To compute the integral upper limits between certain energies, we can simply run FluxPointsEstimator with one bin in energy.

emin = energy_edges[0]
emax = energy_edges[-1]
fpe2 = FluxPointsEstimator(
    selection_optional=["ul"], energy_edges=[emin, emax], source="source"
)
fp2 = fpe2.run(dataset)
print(
    f"Integral upper limit between {emin:.1f} and {emax:.1f} is {fp2.flux_ul.quantity.ravel()[0]:.2e}"
)

Integral upper limit between 0.8 TeV and 10.0 TeV is 7.76e-14 1 / (s cm2)

Sensitivity estimation

We can then ask, would this source have been detectable given this IRF/exposure time?

The FluxPointsEstimator can be used to obtain the sensitivity, which can be compared to the flux prediction for a given (hypothetical) source.

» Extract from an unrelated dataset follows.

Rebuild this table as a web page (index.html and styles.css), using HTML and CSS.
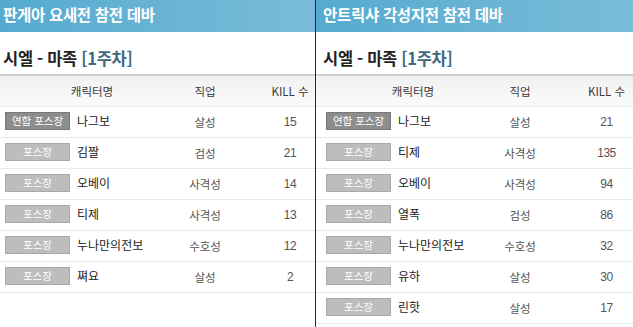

We have the 5-sigma sensitivity here, which can be configured using n_sigma_sensitivity parameter of this estimator. Let us see what we would have seen if a Crab-like source was present in the center. Note that this computed sensitivity does not take into account the factors such as the minimum number of gamma-rays (see Point source sensitivity) and is dependent on the analysis configuration. We compare this with the known Crab spectrum.

crab_model = create_crab_spectral_model()

fp1.dnde_sensitivity.plot(label="sensitivity")
crab_model.plot(
    energy_bounds=fp1.geom.axes["energy"], sed_type="dnde", label="Crab spectrum"
)
plt.grid(which="minor", alpha=0.3)

plt.legend()
plt.show()

Thus, a Crab-like source should have been above our sensitivity till around ~ 4 TeV for this specific observation.